"Companies still spend too much time on their copy-editing processes"

If you had to guess, you might say that this is a newspaper publisher’s quote. Perhaps one of those places outsourcing editing out of state or out of country. Maybe it’s some publisher looking for an excuse to sack a section of people (see latest poster child: Minneapolis Star Tribune).

But you’d be wrong. It’s the managing director for Tansa Systems, a company that offers computerized text-proofing solutions with such clients as The Economist, Canwest and The Associated Press. It’s not just spell-checking, but editing in context, with custom dictionaries, local style and hyphenation, among other offerings. It’s almost like a copy-editor replacement.

Now, as a copy editor, you’re not going to get me to say this is a great thing.

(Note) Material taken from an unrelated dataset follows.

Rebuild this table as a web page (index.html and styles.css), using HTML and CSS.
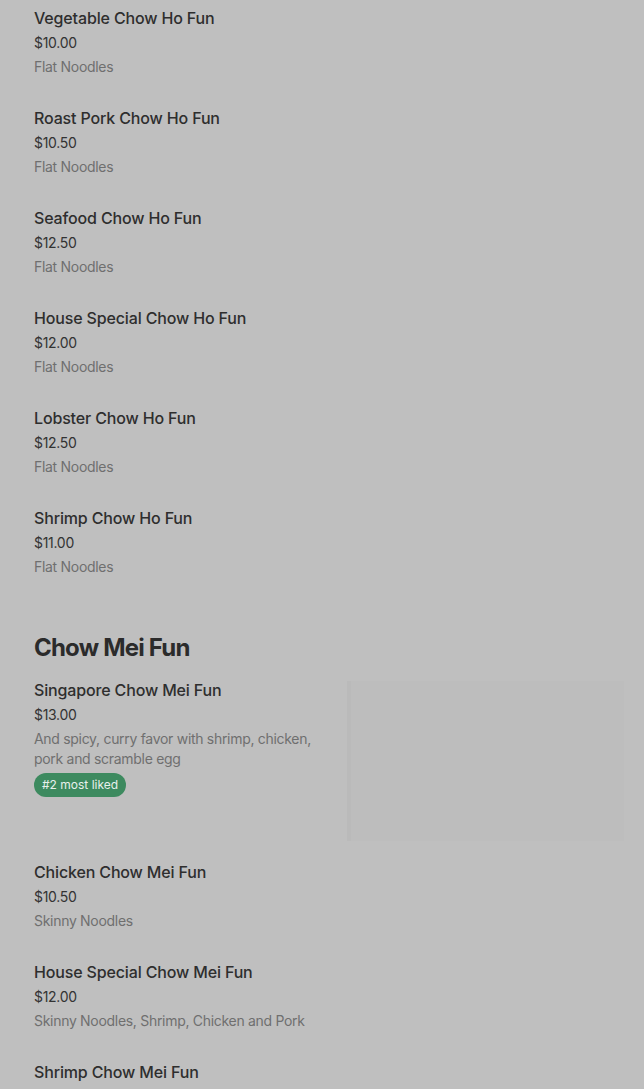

But that’s not because of Tansa.
It seems that its services would be beneficial for certain types of publications — at the least, for news wires, press release factories and companies’ internal memos. Certainly, websites that have fluidity of content and editing — and don’t pretend their writing rises much above decipherable — may have use of a cheaper version of the company’s offerings.

Tansa’s motivations are ultimately unclear — its cute illustration of Tansa fitting into the editorial workflow does include a spot for copy editors, hinting that it’s a collaborative tool. And at least it has an appreciation for editing and clean copy that many are tardy in gaining. But its mission statement could be taken any number of ways:

“The vision of Tansa Systems is that documents, printed matter and electronic text ultimately will be totally free of spelling mistakes and typographical errors.”

But beyond Tansa’s motivations and goals, the reason that its product isn’t a great thing is because of the way companies will undoubtedly use it.

Instead of being a complement, an organizational and time-saving option for harried editors, reporters and copy editors (and designers, possibly), media organizations will likely use it (or something like it) as a substitute. There will be few or no layers of human editing. This will save money.

But without at least some kind of human filter, it will have no chance to save publications that make last-minute changes, and it will generate the occasional bizarre copy because of grammar/usage rules to guide multiple reasonable interpretations converted into slavish devotion. When omissions and the limitations of Tansa’s product are discovered, as happens with any product, who will take responsibility?

Will the editor or ombudsman say, “Hey, the machine did it!” Or will that responsibility be unnecessary, as there is no one be left to read it?